┌──
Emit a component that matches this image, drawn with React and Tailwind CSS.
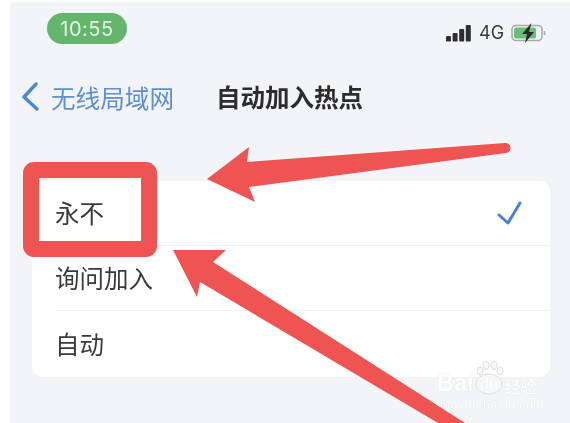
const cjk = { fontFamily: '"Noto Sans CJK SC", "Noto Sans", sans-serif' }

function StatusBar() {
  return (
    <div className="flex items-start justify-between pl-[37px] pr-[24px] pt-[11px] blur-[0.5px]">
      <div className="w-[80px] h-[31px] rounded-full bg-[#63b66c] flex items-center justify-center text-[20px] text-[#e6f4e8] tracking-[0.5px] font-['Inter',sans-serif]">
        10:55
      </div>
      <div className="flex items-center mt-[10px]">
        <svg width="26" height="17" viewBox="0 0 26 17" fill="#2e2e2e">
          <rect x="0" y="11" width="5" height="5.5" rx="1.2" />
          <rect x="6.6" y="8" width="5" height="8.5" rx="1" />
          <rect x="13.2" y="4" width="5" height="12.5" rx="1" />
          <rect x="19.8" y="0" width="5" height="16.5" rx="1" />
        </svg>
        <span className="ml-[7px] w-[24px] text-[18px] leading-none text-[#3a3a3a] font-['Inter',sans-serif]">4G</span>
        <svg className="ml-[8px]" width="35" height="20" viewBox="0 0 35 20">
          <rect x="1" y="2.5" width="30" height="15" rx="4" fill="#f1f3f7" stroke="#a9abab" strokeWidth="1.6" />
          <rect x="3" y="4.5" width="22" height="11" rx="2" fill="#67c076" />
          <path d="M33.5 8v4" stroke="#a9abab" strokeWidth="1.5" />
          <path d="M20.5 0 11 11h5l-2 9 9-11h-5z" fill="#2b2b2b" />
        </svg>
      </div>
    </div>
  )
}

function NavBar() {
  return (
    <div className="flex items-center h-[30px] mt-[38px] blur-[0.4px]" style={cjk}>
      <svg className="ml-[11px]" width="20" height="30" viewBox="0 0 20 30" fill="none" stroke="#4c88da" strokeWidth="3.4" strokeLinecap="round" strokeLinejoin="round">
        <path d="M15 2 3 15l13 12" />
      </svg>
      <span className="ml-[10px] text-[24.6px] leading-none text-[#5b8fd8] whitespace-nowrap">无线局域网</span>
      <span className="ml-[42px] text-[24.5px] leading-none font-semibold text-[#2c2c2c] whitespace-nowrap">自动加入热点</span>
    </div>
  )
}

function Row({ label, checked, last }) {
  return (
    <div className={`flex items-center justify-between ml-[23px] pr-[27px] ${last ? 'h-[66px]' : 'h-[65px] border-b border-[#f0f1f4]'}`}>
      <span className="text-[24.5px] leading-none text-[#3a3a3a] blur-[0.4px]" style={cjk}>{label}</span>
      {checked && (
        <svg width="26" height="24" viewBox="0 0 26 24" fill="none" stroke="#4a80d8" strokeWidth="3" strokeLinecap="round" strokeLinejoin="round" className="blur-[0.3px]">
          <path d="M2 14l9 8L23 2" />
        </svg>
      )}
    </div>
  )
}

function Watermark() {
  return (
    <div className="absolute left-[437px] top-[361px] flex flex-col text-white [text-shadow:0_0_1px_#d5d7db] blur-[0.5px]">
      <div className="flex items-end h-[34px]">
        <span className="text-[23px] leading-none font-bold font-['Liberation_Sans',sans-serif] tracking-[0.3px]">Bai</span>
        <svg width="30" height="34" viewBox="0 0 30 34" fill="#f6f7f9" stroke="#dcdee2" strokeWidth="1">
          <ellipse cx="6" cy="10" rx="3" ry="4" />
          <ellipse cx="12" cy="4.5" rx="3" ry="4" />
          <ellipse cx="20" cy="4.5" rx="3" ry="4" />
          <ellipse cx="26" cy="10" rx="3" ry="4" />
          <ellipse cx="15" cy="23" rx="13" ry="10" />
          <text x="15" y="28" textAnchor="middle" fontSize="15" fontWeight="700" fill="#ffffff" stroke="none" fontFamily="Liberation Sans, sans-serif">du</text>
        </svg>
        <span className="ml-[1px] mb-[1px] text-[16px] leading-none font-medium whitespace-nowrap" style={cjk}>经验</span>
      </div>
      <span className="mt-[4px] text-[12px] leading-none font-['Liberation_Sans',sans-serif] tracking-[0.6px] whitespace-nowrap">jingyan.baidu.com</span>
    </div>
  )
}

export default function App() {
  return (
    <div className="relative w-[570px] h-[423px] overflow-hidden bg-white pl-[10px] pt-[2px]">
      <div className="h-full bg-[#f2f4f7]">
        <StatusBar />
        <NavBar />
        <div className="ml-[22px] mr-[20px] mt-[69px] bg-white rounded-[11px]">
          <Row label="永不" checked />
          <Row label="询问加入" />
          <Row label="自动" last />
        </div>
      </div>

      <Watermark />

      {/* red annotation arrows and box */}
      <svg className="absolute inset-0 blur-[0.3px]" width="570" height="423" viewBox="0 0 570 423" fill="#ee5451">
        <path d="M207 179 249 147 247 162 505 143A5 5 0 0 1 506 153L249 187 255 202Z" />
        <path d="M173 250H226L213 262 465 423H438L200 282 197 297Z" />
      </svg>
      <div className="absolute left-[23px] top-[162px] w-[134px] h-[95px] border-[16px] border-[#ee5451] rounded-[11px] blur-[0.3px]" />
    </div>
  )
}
└──
WORK REQUIRED :: Copy out every line of the material above exactly, skipping the pictures.

OUTPUT BELOW ::
Emit a component that matches this image, drawn with React and Tailwind CSS.
const cjk = { fontFamily: '"Noto Sans CJK SC", "Noto Sans", sans-serif' }

function StatusBar() {
  return (
    <div className="flex items-start justify-between pl-[37px] pr-[24px] pt-[11px] blur-[0.5px]">
      <div className="w-[80px] h-[31px] rounded-full bg-[#63b66c] flex items-center justify-center text-[20px] text-[#e6f4e8] tracking-[0.5px] font-['Inter',sans-serif]">
        10:55
      </div>
      <div className="flex items-center mt-[10px]">
        <svg width="26" height="17" viewBox="0 0 26 17" fill="#2e2e2e">
          <rect x="0" y="11" width="5" height="5.5" rx="1.2" />
          <rect x="6.6" y="8" width="5" height="8.5" rx="1" />
          <rect x="13.2" y="4" width="5" height="12.5" rx="1" />
          <rect x="19.8" y="0" width="5" height="16.5" rx="1" />
        </svg>
        <span className="ml-[7px] w-[24px] text-[18px] leading-none text-[#3a3a3a] font-['Inter',sans-serif]">4G</span>
        <svg className="ml-[8px]" width="35" height="20" viewBox="0 0 35 20">
          <rect x="1" y="2.5" width="30" height="15" rx="4" fill="#f1f3f7" stroke="#a9abab" strokeWidth="1.6" />
          <rect x="3" y="4.5" width="22" height="11" rx="2" fill="#67c076" />
          <path d="M33.5 8v4" stroke="#a9abab" strokeWidth="1.5" />
          <path d="M20.5 0 11 11h5l-2 9 9-11h-5z" fill="#2b2b2b" />
        </svg>
      </div>
    </div>
  )
}

function NavBar() {
  return (
    <div className="flex items-center h-[30px] mt-[38px] blur-[0.4px]" style={cjk}>
      <svg className="ml-[11px]" width="20" height="30" viewBox="0 0 20 30" fill="none" stroke="#4c88da" strokeWidth="3.4" strokeLinecap="round" strokeLinejoin="round">
        <path d="M15 2 3 15l13 12" />
      </svg>
      <span className="ml-[10px] text-[24.6px] leading-none text-[#5b8fd8] whitespace-nowrap">无线局域网</span>
      <span className="ml-[42px] text-[24.5px] leading-none font-semibold text-[#2c2c2c] whitespace-nowrap">自动加入热点</span>
    </div>
  )
}

function Row({ label, checked, last }) {
  return (
    <div className={`flex items-center justify-between ml-[23px] pr-[27px] ${last ? 'h-[66px]' : 'h-[65px] border-b border-[#f0f1f4]'}`}>
      <span className="text-[24.5px] leading-none text-[#3a3a3a] blur-[0.4px]" style={cjk}>{label}</span>
      {checked && (
        <svg width="26" height="24" viewBox="0 0 26 24" fill="none" stroke="#4a80d8" strokeWidth="3" strokeLinecap="round" strokeLinejoin="round" className="blur-[0.3px]">
          <path d="M2 14l9 8L23 2" />
        </svg>
      )}
    </div>
  )
}

function Watermark() {
  return (
    <div className="absolute left-[437px] top-[361px] flex flex-col text-white [text-shadow:0_0_1px_#d5d7db] blur-[0.5px]">
      <div className="flex items-end h-[34px]">
        <span className="text-[23px] leading-none font-bold font-['Liberation_Sans',sans-serif] tracking-[0.3px]">Bai</span>
        <svg width="30" height="34" viewBox="0 0 30 34" fill="#f6f7f9" stroke="#dcdee2" strokeWidth="1">
          <ellipse cx="6" cy="10" rx="3" ry="4" />
          <ellipse cx="12" cy="4.5" rx="3" ry="4" />
          <ellipse cx="20" cy="4.5" rx="3" ry="4" />
          <ellipse cx="26" cy="10" rx="3" ry="4" />
          <ellipse cx="15" cy="23" rx="13" ry="10" />
          <text x="15" y="28" textAnchor="middle" fontSize="15" fontWeight="700" fill="#ffffff" stroke="none" fontFamily="Liberation Sans, sans-serif">du</text>
        </svg>
        <span className="ml-[1px] mb-[1px] text-[16px] leading-none font-medium whitespace-nowrap" style={cjk}>经验</span>
      </div>
      <span className="mt-[4px] text-[12px] leading-none font-['Liberation_Sans',sans-serif] tracking-[0.6px] whitespace-nowrap">jingyan.baidu.com</span>
    </div>
  )
}

export default function App() {
  return (
    <div className="relative w-[570px] h-[423px] overflow-hidden bg-white pl-[10px] pt-[2px]">
      <div className="h-full bg-[#f2f4f7]">
        <StatusBar />
        <NavBar />
        <div className="ml-[22px] mr-[20px] mt-[69px] bg-white rounded-[11px]">
          <Row label="永不" checked />
          <Row label="询问加入" />
          <Row label="自动" last />
        </div>
      </div>

      <Watermark />

      {/* red annotation arrows and box */}
      <svg className="absolute inset-0 blur-[0.3px]" width="570" height="423" viewBox="0 0 570 423" fill="#ee5451">
        <path d="M207 179 249 147 247 162 505 143A5 5 0 0 1 506 153L249 187 255 202Z" />
        <path d="M173 250H226L213 262 465 423H438L200 282 197 297Z" />
      </svg>
      <div className="absolute left-[23px] top-[162px] w-[134px] h-[95px] border-[16px] border-[#ee5451] rounded-[11px] blur-[0.3px]" />
    </div>
  )
}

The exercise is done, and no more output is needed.